JAKARTA: Komisi Pemberantasan Korupsi (KPK) memeriksa Wakil Ketua Pengadilan Negeri Surabaya klas IA khusus Dju Johnson Mangngi terkait kasus dugaan suap yang menyeret tersangka Hakim Itong Isnaeni Hidayat.
Dalam pemeriksaan pada Jumat, 11 Februari 2022 lalu, Johnson diminta menjelaskan proses pemilihan Hakim Itong Isnaeni Hidayat dalam persidangan PT Soyu Giri Primedika.
"Yang bersangkutan hadir dan dikonfirmasi antara lain terkait dengan terbitnya penetapan penunjukkan tersangka IIH (Itong Isnaeni Hidayat) sebagai Ketua Majelis Hakim yang menyidangkan perkara gugatan PT SGP (Soyu Giri Primedika)," kata pelaksana tugas (Plt) juru bicara bidang penindakan KPK Ali Fikri melalui keterangan tertulis, Senin, 14 Februari 2022.
KPK enggan memerinci lebih lanjut proses pemilihan sidang itu. Namun, penyidik juga mengulik cara Itong menyidangkan perkara itu dari empat saksi lain yang diperiksa pada Jumat, pekan lalu.
BACA: Kasus Hakim Itong, Wakil Ketua PN Surabaya Diperiksa KPK
"Para saksi hadir dan dikonfirmasi antara lain terkait dengan proses persidangan gugatan PT SGP di Pengadilan Negeri Surabaya," ujar Ali,
Empat saksi lainnya yakni dua Advokat Michael Christ Harianto dan Yeremias Jeri Susilo, Pengacara Lilia Mustika Dewi, serta Staf Accounting PT Teduh Karya Utama Hervien Dyah Oktiyana.
Keterangan mereka semua sudah dicatat dalam berita acara pemeriksaan. KPK yakin keterangan mereka bisa menguatkan tudingan penyidik terhadap Itong dalam kasus dugaan suap pengurusan perkara di Pengadilan Negeri Surabaya.
KPK menetapkan tiga tersangka dalam kasus ini. Mereka, yakni Hakim nonaktif Itong Isnaeni Hidayat, Panitera Pengganti Hamdan, dan Pengacara Hendro Kasiono.
KPK menyita uang Rp140 juta sebagai barang bukti. Uang merupakan tanda jadi awal agar Itong memenuhi keinginan Hendro terkait permohonan pembubaran PT Soyu Giri Primedika.

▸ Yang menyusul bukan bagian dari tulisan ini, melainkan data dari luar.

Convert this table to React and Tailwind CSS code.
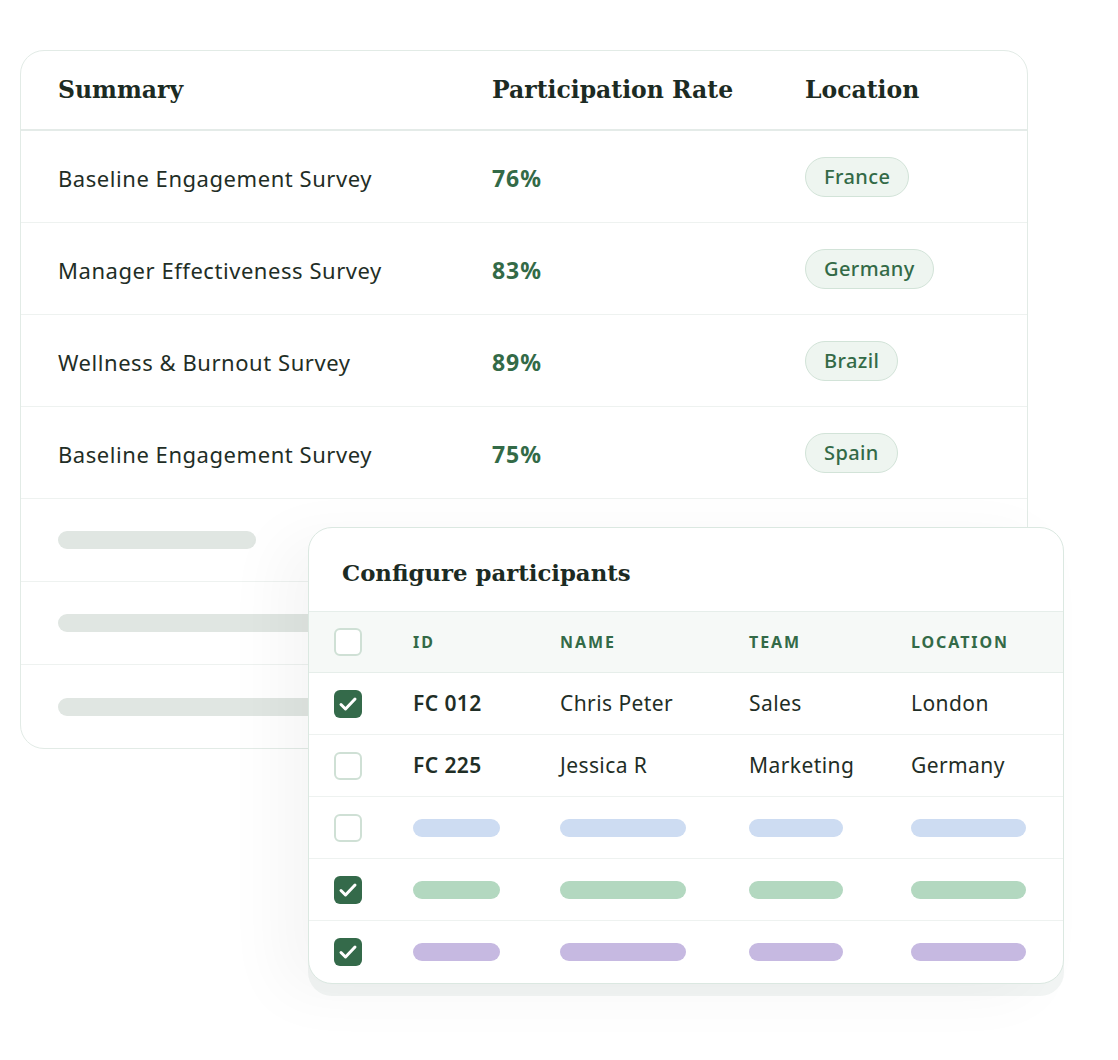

Hendro dijerat Pasal 6 ayat (1) huruf a atau Pasal 13 Undang-Undang Nomor 31 Tahun 1999 tentang Pemberantasan Tindak Pidana Korupsi sebagaimana telah diubah dengan Undang-Undang Nomor 20 Tahun 2001 tentang Perubahan Atas Undang-Undang Nomor 31 Tahun 1999 tentang Pemberantasan Tindak Pidana Korupsi Jo Pasal 55 ayat (1) ke 1 KUHP.
Sementara itu, Itong dan Hamdan dijerat Pasal 12 huruf c atau Pasal 11 Undang-Undang Nomor 31 Tahun 1999 tentang Pemberantasan Tindak Pidana Korupsi sebagaimana telah diubah dengan Undang-Undang Nomor 20 Tahun 2001 tentang Perubahan Atas Undang-Undang Nomor 31 Tahun 1999 tentang Pemberantasan Tindak Pidana Korupsi Jo Pasal 55 ayat 1 ke 1 KUHP.